Historians marvel at the determination of Schächter, who kept rehearsing and performing even after Nazi transports decimated his choir and orchestra over and over. And people wondered why a group of Jews would choose to create and perform liturgy of the Catholic church, a symbol of those who were oppressing them.(Click here to read more about this amazing story.) But those who were there—those who remember—call it the “Defiant Requiem.” In the face of desperation, injustice, hopelessness, death, they raised their batons and bows and voices and sang the ancient words: “deliver the souls of all the faithful dead from the pains of hell and from the deep pit; deliver them from the mouth of the lion; that hell may not swallow them, and that they may not fall into darkness…Lord have mercy, Christ have mercy, Lord have mercy.”
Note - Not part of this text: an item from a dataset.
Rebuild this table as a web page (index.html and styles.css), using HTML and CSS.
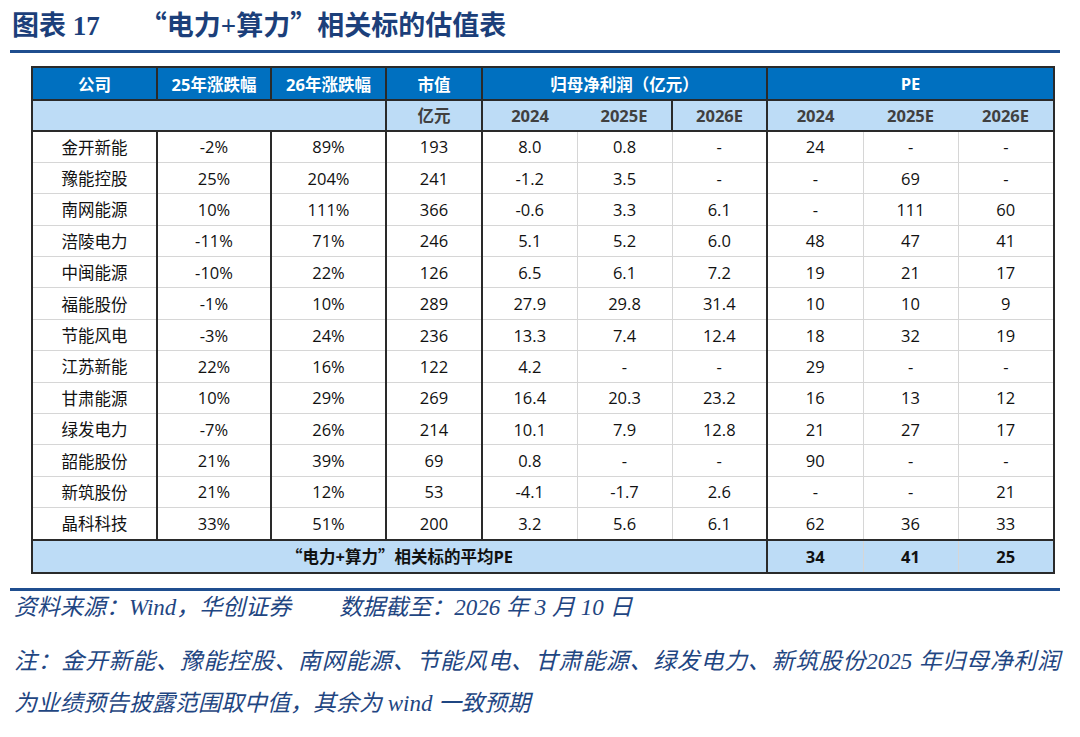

Catholic University historian Murry Sidlin said: “I could see that almost every line of the Mass could have a different meaning as a prisoner. ‘Deliver me O Lord’ for them meant liberation. Nothing remaining unavenged was certainty of punishment for their captors,” he said. When Sidlin checked with the survivors they told him that their conductor, Schächter, told every chorus: ‘We will sing to the Nazis what we cannot say.’ This was their way of fighting back, their form of resistance, defiance.”
The same is true for us.
The work of practicing Advent joy in the face of sorrow and devastation takes doing what Mary did: naming the horror and pain and brokenness in which we find ourselves and declaring that God has already fixed it; that there is a reality for which we long already in place, and we will choose to live into that reality.
This is true joy: the unwavering insistence that God has already done what we cannot manage to do on our own, and we will celebrate that. We will not keep silent. We will sing with Mary, “For the Mighty One has done great things for me, and holy is his name!”